The young, Asian internet- type
Proceed with caution!  Usually, they know what they're doing.  Donning a hoodie pulled low to cover their foreheads, they're aware of their table image, and like to feed off the impression of their elder brethren.  However, they are not Craisian.  They are generally smart, know how to fold, and know how to represent.  Their bluff stories usually make sense and their value bets are just as well-thought out; sized appropriately for the hand they perceive you to hold.  They also understand odds, so size your bets appropriately for this kind of player.  You're not going to get a ton of value out of them.  Generally avoid pots with them when possible.
The verdict: As I said above, keep clear of these guys.  They know what they're doing, and if their iso-ing you, raise an eyebrow and question whether they view you as the fish at the table.

The black, thug-types; i.e. gold caps, goatee, low hanging pants, etc.
Somewhat intimidating at first glance, these players are generally nice people, looking for a night of entertainment.  Give them the entertainment they're looking for; talk it up with them.  Buy them a drink!  They've played at home games and fancy themselves knowledgeable players, but at their cores, they're loose / passive.  They play level one poker, much like the Craisian Asians, however, they're not nearly as aggressive and loose.  Their value bets when they do nut on you are usually uncharacteristically small in comparison to the pot - they tend to miss a lot of value from their big hands in that regard.  I believe they value bet small because of the rampant fear among the loose passive community that they're going to lose the fish on the hook.
The verdict: Bread-and-butter players.  They will pay you off every time without fail and begrudge their "bad luck."  However, when these guys are doing the betting, make sure that you have a hand.  Don't spaz out when they bet small and you think you can come over the top of them.  They're pretty certain to have a premium hand.

To be continued...

* Credit to Steven Colbert and the Colbert Report's 434 part series, "Better Know a District" series.  If you haven't seen any of the episodes, click over to his website and watch.  It's very clever - Eleanor Holmes Norton is my favorite interview.

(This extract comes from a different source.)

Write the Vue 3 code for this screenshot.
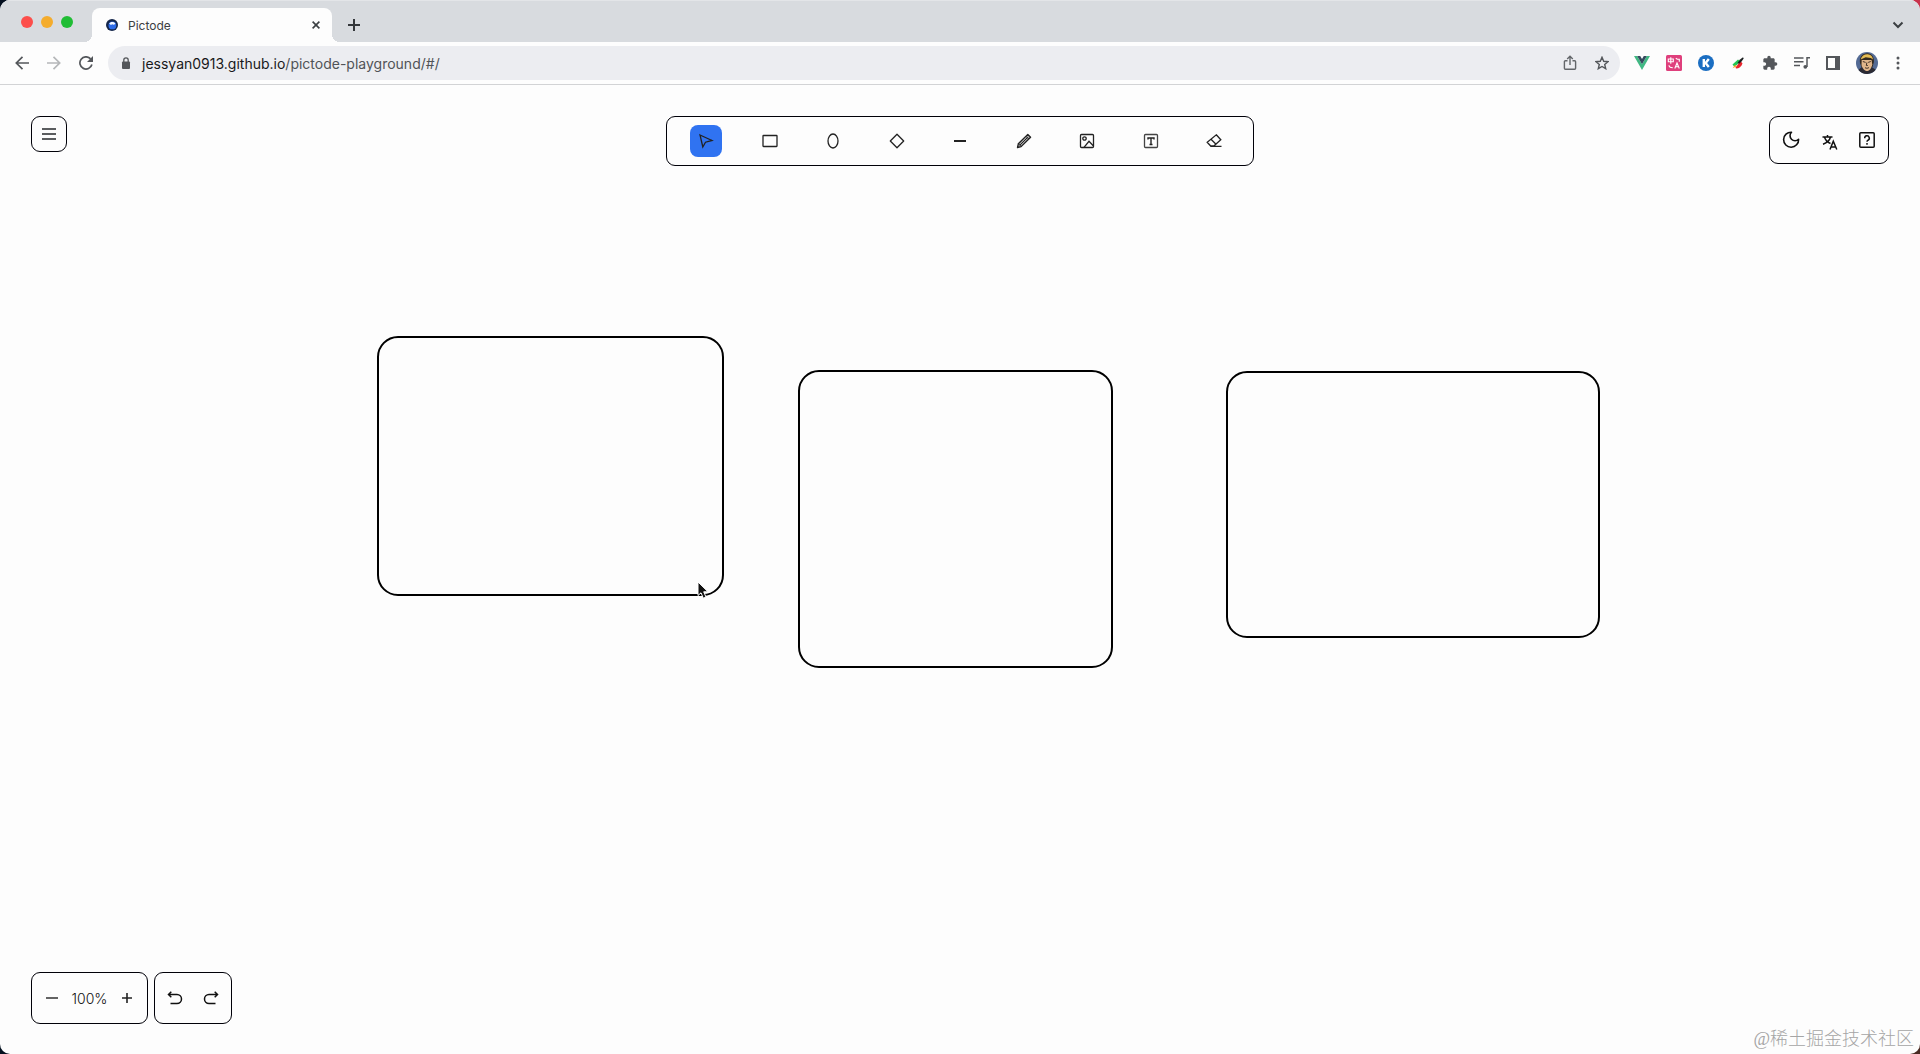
<script setup>
import { ref } from "vue";

const urlHost = "jessyan0913.github.io";
const urlPath = "/pictode-playground/#/";
const activeTool = ref("select");
const zoom = ref(100);

const tools = [
  { name: "select", label: "Select" },
  { name: "rect", label: "Rectangle" },
  { name: "ellipse", label: "Ellipse" },
  { name: "diamond", label: "Diamond" },
  { name: "line", label: "Line" },
  { name: "pencil", label: "Pencil" },
  { name: "image", label: "Image" },
  { name: "text", label: "Text" },
  { name: "eraser", label: "Eraser" },
];

// nodes on the canvas, in canvas coordinates
const shapes = [
  { x: 377, y: 251, width: 347, height: 260 },
  { x: 798, y: 285, width: 315, height: 298 },
  { x: 1226, y: 286, width: 374, height: 267 },
];

function shapeStyle(shape) {
  return {
    left: `${shape.x}px`,
    top: `${shape.y}px`,
    width: `${shape.width}px`,
    height: `${shape.height}px`,
  };
}

function changeZoom(step) {
  zoom.value = Math.min(400, Math.max(10, zoom.value + step));
}
</script>

<template>
  <div class="window">
    <header class="chrome">
      <div class="tab-strip">
        <div class="lights">
          <span class="light red"></span>
          <span class="light yellow"></span>
          <span class="light green"></span>
        </div>
        <div class="tab">
          <svg class="favicon" viewBox="0 0 12 12">
            <circle cx="6" cy="6" r="6" fill="#14264a" />
            <circle cx="6.4" cy="6.4" r="3.9" fill="#2d6be8" />
            <path d="M3.2 4.6C4 2.6 8.6 2.4 9.3 4.9L7.6 5.8 6.2 5.2 4.9 6z" fill="#f3f7ff" />
          </svg>
          <span class="tab-title">Pictode</span>
          <button class="plain tab-close" aria-label="Close tab">
            <svg width="8" height="8" viewBox="0 0 8 8">
              <path d="M.6.6l6.8 6.8M7.4.6L.6 7.4" stroke="#3c4043" stroke-width="1.6" />
            </svg>
          </button>
        </div>
        <button class="plain new-tab" aria-label="New tab">
          <svg width="12" height="12" viewBox="0 0 12 12">
            <path d="M6 0v12M0 6h12" stroke="#34373b" stroke-width="2" />
          </svg>
        </button>
        <button class="plain tab-search" aria-label="Search tabs">
          <svg width="12" height="8" viewBox="0 0 12 8" fill="none">
            <path d="M1.5 1.5L6 6l4.500-4.500" stroke="#3c4043" stroke-width="2" />
          </svg>
        </button>
      </div>

      <div class="toolbar">
        <nav class="nav">
          <button class="plain" aria-label="Back">
            <svg width="14" height="14" viewBox="0 0 14 14" fill="none" stroke="#54575b" stroke-width="1.700">
              <path d="M14 7H1.400M7.500.8L1.300 7l6.200 6.200" />
            </svg>
          </button>
          <button class="plain" aria-label="Forward">
            <svg width="14" height="14" viewBox="0 0 14 14" fill="none" stroke="#b5b7b9" stroke-width="1.700">
              <path d="M0 7h12.600M6.500.8L12.700 7l-6.200 6.200" />
            </svg>
          </button>
          <button class="plain" aria-label="Reload">
            <svg width="14" height="14" viewBox="0 0 14 14" fill="none">
              <path d="M12.900 8.500A6.100 6.100 0 1 1 11.600 2.900" stroke="#54575b" stroke-width="1.700" />
              <path d="M14 0v6H8z" fill="#54575b" />
            </svg>
          </button>
        </nav>

        <div class="omnibox">
          <svg width="10" height="12" viewBox="0 0 10 12">
            <rect x="1" y="4.400" width="8" height="7.600" rx="1" fill="#54575b" />
            <path d="M2.800 5V3a2.200 2.200 0 0 1 4.400 0v2" fill="none" stroke="#54575b" stroke-width="1.300" />
          </svg>
          <a class="url" href="#/">{{ urlHost }}<span class="path">{{ urlPath }}</span></a>
          <button class="plain" aria-label="Share">
            <svg width="14" height="16" viewBox="0 0 14 16" fill="none" stroke="#63666a" stroke-width="1.400">
              <path d="M4.500 5.700H2.400a1 1 0 0 0-1 1v6.600a1 1 0 0 0 1 1h9.200a1 1 0 0 0 1-1V6.700a1 1 0 0 0-1-1H9.500M7 10V1.400M4.200 4L7 1.200 9.800 4" />
            </svg>
          </button>
          <button class="plain" aria-label="Bookmark">
            <svg width="14" height="14" viewBox="0 0 14 14" fill="none" stroke="#54575b" stroke-width="1.400">
              <path d="M7 1.300l1.700 4 4.300.4-3.300 2.800 1 4.200L7 10.500l-3.700 2.200 1-4.200L1 5.700l4.300-.4z" />
            </svg>
          </button>
        </div>

        <div class="extensions">
          <button class="plain" aria-label="Vue devtools">
            <svg width="16" height="14" viewBox="0 0 16 14">
              <path d="M0 0h3.200L8 8.300 12.800 0H16L8 14z" fill="#41b883" />
              <path d="M3.200 0h3L8 3.100 9.800 0h3L8 8.300z" fill="#35495e" />
            </svg>
          </button>
          <button class="plain" aria-label="Translate page">
            <svg width="16" height="16" viewBox="0 0 16 16" fill="none">
              <rect width="16" height="16" rx="1.500" fill="#df3f7c" />
              <path d="M2.300 4h5v2.700h-5zM4.800 2.200v6.500M9.800 3.200l1.500 1h2v2.600M3 10.300c0 2 1 2.500 3.800 2.500M8.800 13.500L11 8l2.300 5.500M9.700 11.700h2.700" stroke="#fff" stroke-width="1.100" />
            </svg>
          </button>
          <button class="plain" aria-label="K extension">
            <svg width="16" height="16" viewBox="0 0 16 16">
              <circle cx="8" cy="8" r="8" fill="#1b6ec2" />
              <path d="M5.800 4v8M10.800 4L7.600 8l3.200 4" fill="none" stroke="#fff" stroke-width="2.400" />
            </svg>
          </button>
          <button class="plain" aria-label="Color picker">
            <svg width="16" height="16" viewBox="0 0 16 16">
              <path d="M2.500 9.500L8 4.500l2.500 2-6 5.500z" fill="#21c653" />
              <path d="M5.500 12.500L10.500 6l2 2.500c-1 3-3.500 5-6.500 5z" fill="#e9242c" />
              <path d="M2.600 13.200l2.600-3.500 1.600 1.500z" fill="#f7a527" />
              <path d="M7.500 8L10 4.500l3-2.200.7 1.200-2.200 3-2.300 2.300z" fill="#1d2021" />
            </svg>
          </button>
          <button class="plain" aria-label="Extensions">
            <svg width="16" height="16" viewBox="0 0 24 24" fill="#54575b">
              <path d="M20.500 11H19V7c0-1.100-.9-2-2-2h-4V3.500a2.500 2.500 0 0 0-5 0V5H4c-1.100 0-1.990.9-1.990 2v3.800H3.500c1.490 0 2.700 1.210 2.700 2.700s-1.210 2.700-2.700 2.700H2V20c0 1.100.9 2 2 2h3.800v-1.500c0-1.490 1.210-2.700 2.700-2.700s2.700 1.210 2.700 2.700V22H17c1.100 0 2-.9 2-2v-4h1.500a2.500 2.500 0 0 0 0-5z" />
            </svg>
          </button>
          <button class="plain" aria-label="Media">
            <svg width="16" height="14" viewBox="0 0 16 14" fill="none" stroke="#54575b" stroke-width="1.500">
              <path d="M0 2h9.500M0 5.700h9.500M0 9.400h6M13 11V1.800h3" />
              <circle cx="11.300" cy="10.800" r="1.900" fill="#54575b" stroke="none" />
            </svg>
          </button>
          <button class="plain" aria-label="Side panel">
            <svg width="14" height="14" viewBox="0 0 14 14">
              <path d="M1 1h12v12H1z" fill="none" stroke="#54575b" stroke-width="2" />
              <path d="M9 0h5v14H9z" fill="#54575b" />
            </svg>
          </button>
          <button class="plain" aria-label="Profile">
            <svg width="22" height="22" viewBox="0 0 22 22">
              <circle cx="11" cy="11" r="11" fill="#536a94" />
              <path d="M2.500 18c1.500-2 3.500-3 4.500-4h8c1.500 2 3.500 2.500 4.700 3.700A11 11 0 0 1 2.500 18z" fill="#2b2a33" />
              <path d="M4 11C3 5 6.500 1 11.500 1.200c4 .3 6.700 3.300 6.400 8.800l-1.400 5H5.500z" fill="#33291f" />
              <path d="M5.700 8h9.800l.8 4.500c-.8 3.800-2.900 6.500-5.300 6.500s-4.800-2.700-5.500-6z" fill="#e0b58a" />
              <path d="M4.700 7.500C5.500 3.700 8.500 2 11.700 2.200c3 .2 5 2.300 5.300 5.300L14.800 6 9.700 5.200z" fill="#e5bd55" />
              <path d="M6.800 9.500l2.800.9M12.200 10.400l2.600-.9M9 15.700c1.500.8 2.800.7 4-.2M10.900 10.500l-.6 3h1.500" fill="none" stroke="#423126" />
            </svg>
          </button>
          <button class="plain browser-menu" aria-label="Browser menu">
            <svg width="4" height="14" viewBox="0 0 4 14" fill="#54575b">
              <circle cx="2" cy="2" r="1.500" />
              <circle cx="2" cy="7" r="1.500" />
              <circle cx="2" cy="12" r="1.500" />
            </svg>
          </button>
        </div>
      </div>
    </header>

    <main class="board">
      <div
        v-for="(shape, index) in shapes"
        :key="index"
        class="shape"
        :style="shapeStyle(shape)"
      ></div>

      <div class="board-top">
        <div class="side">
          <button class="panel menu" aria-label="Menu">
            <svg width="14" height="12" viewBox="0 0 14 12" stroke="#26282b" stroke-width="1.700">
              <path d="M0 1h14M0 6h14M0 11h14" />
            </svg>
          </button>
        </div>

        <div class="panel tools">
          <button
            v-for="tool in tools"
            :key="tool.name"
            class="plain tool"
            :class="{ active: activeTool === tool.name }"
            :aria-label="tool.label"
            @click="activeTool = tool.name"
          >
            <svg width="16" height="16" viewBox="0 0 16 16" fill="none" stroke="#222" stroke-width="1.300">
              <path v-if="tool.name === 'select'" d="M2 2l12 5.500-6.500 1.700L4.800 14z" />
              <rect v-else-if="tool.name === 'rect'" x="1" y="2.500" width="14" height="11" rx=".5" />
              <ellipse v-else-if="tool.name === 'ellipse'" cx="8" cy="8" rx="5" ry="7" />
              <path v-else-if="tool.name === 'diamond'" d="M8 1.300L14.700 8 8 14.700 1.300 8z" stroke-linejoin="round" />
              <path v-else-if="tool.name === 'line'" d="M2 8h12" stroke-width="2" />
              <template v-else-if="tool.name === 'pencil'">
                <path d="M1.500 14.500l.8-3.700 9.500-9.400 2.800 2.800-9.500 9.400z" fill="#aaa" stroke-linejoin="round" />
                <path d="M2.500 10.800l2.700 2.700M10 3.300l2.700 2.700M4 12l7.500-7.500" stroke-width="1" />
              </template>
              <template v-else-if="tool.name === 'image'">
                <rect x="1.500" y="1.500" width="13" height="13" rx="1" />
                <circle cx="5.500" cy="5.500" r="1.700" />
                <path d="M5 14.300l5-6 4.500 4.700" />
              </template>
              <template v-else-if="tool.name === 'text'">
                <rect x="1.500" y="1.500" width="13" height="13" rx="1" stroke="#444" />
                <path d="M5 6.500V5h6v1.500M8 5v6.500M6.500 11.500h3" stroke-width="1.400" />
              </template>
              <path v-else d="M10.300 1.800l4.500 5-7 6.200H4.700L1.200 9.300zM5 6.200l5 5M4.500 13.400h11" />
            </svg>
          </button>
        </div>

        <div class="side right">
          <div class="panel settings">
            <button class="plain" aria-label="Dark mode">
              <svg width="18" height="18" viewBox="0 0 18 18" fill="none" stroke="#111" stroke-width="1.600">
                <path d="M9.500 1.200A7.500 7.500 0 1 0 16.600 8.300 4.300 4.300 0 1 1 9.500 1.200z" stroke-linejoin="round" />
              </svg>
            </button>
            <button class="plain" aria-label="Language">
              <svg class="lang" width="16" height="16" viewBox="0 0 16 16" fill="none" stroke="#111" stroke-width="1.500">
                <path d="M.5 3h10M5.500 1v2M2.500 3c.8 3 3 5.200 6 6.500M8.500 3C7.700 6.200 5 8.800 1 10.200M8 15.500l3.300-8.300 3.500 8.300M9.200 13h4.300" />
              </svg>
            </button>
            <button class="plain" aria-label="Help">
              <svg width="16" height="16" viewBox="0 0 16 16" fill="none" stroke="#111" stroke-width="1.500">
                <rect x=".8" y=".8" width="14.400" height="14.400" rx="1" />
                <path d="M5.700 6.200a2.300 2.300 0 1 1 3.300 2c-.7.4-1 .8-1 1.500M8 11v1.700" />
              </svg>
            </button>
          </div>
        </div>
      </div>

      <div class="board-bottom">
        <div class="panel zoom">
          <button class="plain" aria-label="Zoom out" @click="changeZoom(-10)">
            <svg width="12" height="12" viewBox="0 0 12 12">
              <path d="M0 6h12" stroke="#222" stroke-width="1.400" />
            </svg>
          </button>
          <span class="zoom-value">{{ zoom }}%</span>
          <button class="plain" aria-label="Zoom in" @click="changeZoom(10)">
            <svg width="12" height="12" viewBox="0 0 12 12">
              <path d="M1 6h10M6 1v10" stroke="#222" stroke-width="1.600" />
            </svg>
          </button>
        </div>
        <div class="panel history">
          <button class="plain" aria-label="Undo">
            <svg width="16" height="14" viewBox="0 0 16 14" fill="none" stroke="#111" stroke-width="1.500">
              <path d="M1.500 3.500H10a4.500 4.500 0 0 1 0 9H3.500M4.300.8L1.500 3.500l2.800 2.700" />
            </svg>
          </button>
          <button class="plain" aria-label="Redo">
            <svg width="16" height="14" viewBox="0 0 16 14" fill="none" stroke="#111" stroke-width="1.500">
              <path d="M14.500 3.500H6a4.500 4.500 0 0 0 0 9h6.500M11.700.8l2.800 2.700-2.800 2.700" />
            </svg>
          </button>
        </div>
      </div>

      <svg class="cursor" width="14" height="20" viewBox="0 0 14 20">
        <path d="M1 1v13.500l3-2.700 2.300 5.400 2.700-1.100-2.300-5.300H11z" fill="#111" stroke="#fff" stroke-width="1" />
      </svg>
      <span class="watermark">@稀土掘金技术社区</span>
    </main>
  </div>
</template>

<style>
body {
  margin: 0;
  background:
    radial-gradient(circle at 100% 0, #c8324c 20px, transparent 20px),
    radial-gradient(circle at 100% 100%, #4a2a22 20px, transparent 20px),
    #04101f;
}
</style>

<style scoped>
* {
  box-sizing: border-box;
}

.window {
  min-height: 100vh;
  display: flex;
  flex-direction: column;
  border-radius: 10px;
  overflow: hidden;
  background: #fdfdfd;
  font-family: Inter, "Liberation Sans", sans-serif;
}

.plain {
  appearance: none;
  display: inline-flex;
  align-items: center;
  justify-content: center;
  padding: 0;
  border: 0;
  background: none;
  cursor: pointer;
}

svg {
  display: block;
  flex: none;
}

.tab-strip {
  height: 42px;
  display: flex;
  padding: 0 16px 0 21px;
  background: #d8dbdf;
  border-top: 1px solid #e3e5e8;
}

.lights {
  display: flex;
  gap: 8px;
  align-items: center;
  width: 71px;
}

.light {
  width: 12px;
  height: 12px;
  border-radius: 50%;
}

.red {
  background: #fc4e4b;
}

.yellow {
  background: #f4ac2d;
}

.green {
  background: #20bd35;
}

.tab {
  position: relative;
  display: flex;
  align-items: center;
  width: 240px;
  margin-top: 7px;
  padding: 0 12px 0 14px;
  border-radius: 8px 8px 0 0;
  background: #fdfdfd;
}

.tab::before,
.tab::after {
  content: "";
  position: absolute;
  bottom: 0;
  width: 8px;
  height: 8px;
}

.tab::before {
  right: 100%;
  background: radial-gradient(circle at 0 0, #d8dbdf 8px, #fdfdfd 8px);
}

.tab::after {
  left: 100%;
  background: radial-gradient(circle at 100% 0, #d8dbdf 8px, #fdfdfd 8px);
}

.favicon {
  width: 12px;
  height: 12px;
}

.tab-title {
  flex: 1;
  margin-left: 10px;
  font-size: 12px;
  color: #3c4043;
}

.new-tab {
  margin: 7px 0 0 16px;
}

.tab-search {
  margin: 7px 0 0 auto;
}

.toolbar {
  height: 43px;
  display: flex;
  align-items: center;
  padding: 0 18px 0 15px;
  border-bottom: 1px solid #d2d3d5;
}

.nav {
  display: flex;
  gap: 18px;
  margin-right: 15px;
}

.omnibox {
  flex: 1;
  display: flex;
  align-items: center;
  gap: 18px;
  height: 34px;
  padding: 0 11px 0 13px;
  border-radius: 17px;
  background: #ecedf1;
}

.url {
  flex: 1;
  margin-left: -7px;
  font-size: 14px;
  color: #18191b;
  text-decoration: none;
}

.path {
  color: #505357;
}

.extensions {
  display: flex;
  align-items: center;
  gap: 16px;
  margin-left: 14px;
}

.browser-menu {
  width: 8px;
}

.board {
  position: relative;
  flex: 1;
  display: flex;
  flex-direction: column;
  justify-content: space-between;
  padding: 31px 31px 30px;
}

.board-top {
  display: flex;
  align-items: flex-start;
}

.side {
  flex: 1;
  display: flex;
}

.right {
  justify-content: flex-end;
}

.panel {
  display: flex;
  align-items: center;
  border: 1px solid #000008;
  border-radius: 9px;
  background: #fdfdfd;
}

.menu {
  justify-content: center;
  width: 36px;
  height: 36px;
  padding: 0;
}

.tools {
  justify-content: space-between;
  width: 588px;
  height: 50px;
  padding: 0 23px;
}

.tool {
  width: 32px;
  height: 32px;
  border-radius: 8px;
}

.active {
  background: #3073f1;
}

.settings {
  justify-content: space-between;
  width: 120px;
  height: 48px;
  padding: 0 13px 0 12px;
}

.lang {
  margin-top: 4px;
}

.board-bottom {
  display: flex;
  gap: 6px;
}

.zoom {
  justify-content: space-between;
  width: 117px;
  height: 52px;
  padding: 0 14px;
}

.zoom-value {
  font-size: 14px;
  font-weight: 300;
  color: #111;
}

.history {
  justify-content: space-between;
  width: 78px;
  height: 52px;
  padding: 0 12px;
}

.shape {
  position: absolute;
  border: 2px solid #000;
  border-radius: 21px;
}

.cursor {
  position: absolute;
  left: 697px;
  top: 496px;
}

.watermark {
  position: absolute;
  right: 6px;
  bottom: 3px;
  font-family: "Liberation Serif", "Noto Sans CJK SC", serif;
  font-size: 18px;
  font-weight: 300;
  line-height: 24px;
  color: #a5a5a5;
}
</style>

  1. Interesting start. Don't know that I agree completely so far, but kudos for attempting to sort them all out. And yes -- I do buy into poker stereotypes, but would maybe use a different descriptor like "culturally based poker types."

  2. Thanks for commenting. I was really on the fence about doing something like this series... I was debating as to whether to be politically correct or not, and figured I'd just write and see where it takes me. I think a lot of the stereotypes are similar even though the way the person looks on the outside is dissimilar. For example, I'll talk about the country boy - his play is almost identical to the black, thug type...

    Whatever - glad at least one person is not insulted.

  3. Not insulted at all -- keep 'em coming.

  4. Dont worry fellas, the grump old guy is coming up :-). Perhaps either of you can do a guest post :-)? MOJO - did you get my email?

  5. nah -- I am the nice, old guy that everyone hates to see lose. : o )

  6. This is definitely not politically correct. Not a problem for me at all. But I suppose you may get some heat for it.

    The thing with this instant stereotype reads you make....you have to be careful and make sure you don't get married to your first instinct. A lot of times I've made reads based on this kind of stereotyping and been in for a rude awakening. You need to be able to pivot fast when your judgement-based-on-appearance proves to be misleading.

  7. I know it's not politically correct. I think that the line gets crossed when you begin to treat people a certain way - permanently - because of their ethnicity. The above described may be "prejudice" or "prejudged," instead of racist.

    Honestly, I don't care about your likeness or socioeconomic background; simply bring money to the table & I'll try to win it from you.

    1. Kudos for this post. FWIW, I'm a young internet Asian... and I don't appreciate you spilling our secret disassociation from the Craisians at all! This makes me wonder if I'll get more action adopting an accent and putting on stage makeup to look older... hmmmm....

      On a more serious note, poker is, in the long run, all about statistics. I will absolutely use correlation between culture/race/whatever and skill level. I highly doubt any serious poker player would find it morally wrong anyhow; it's a game where we try to take each others' money, and it's not like you're angle shooting someone.

    2. I figured I'd hit up the easiest stereotypes first... Black guys are a pretty easy target, unfortunately. In the poker world, though, Asians - particularly the older Asian guys - are also fairly predictable. The young guys don't seem married to their "lucky" numbers; they're more technical and understanding, whereas the older guys see a lucky hand and must play at all costs.

      Thanks for the link love on your site, FWIW. I hadn't realized that you're in MD. Where in MD are you located?

    3. Not too far from you, apparently. I'm in Silver Spring. Not sure when the next time I go to ctown will be (have a baby on the way, bachelor party to plan, not many free weekends), but one of these days we should definitely meet up in ctown.

    4. Well, my Asian brother-of-another-mother :-), email me (ThePokerMeisterTPM gmail com) and we can coordinate.

      Looking forward to hearing from you!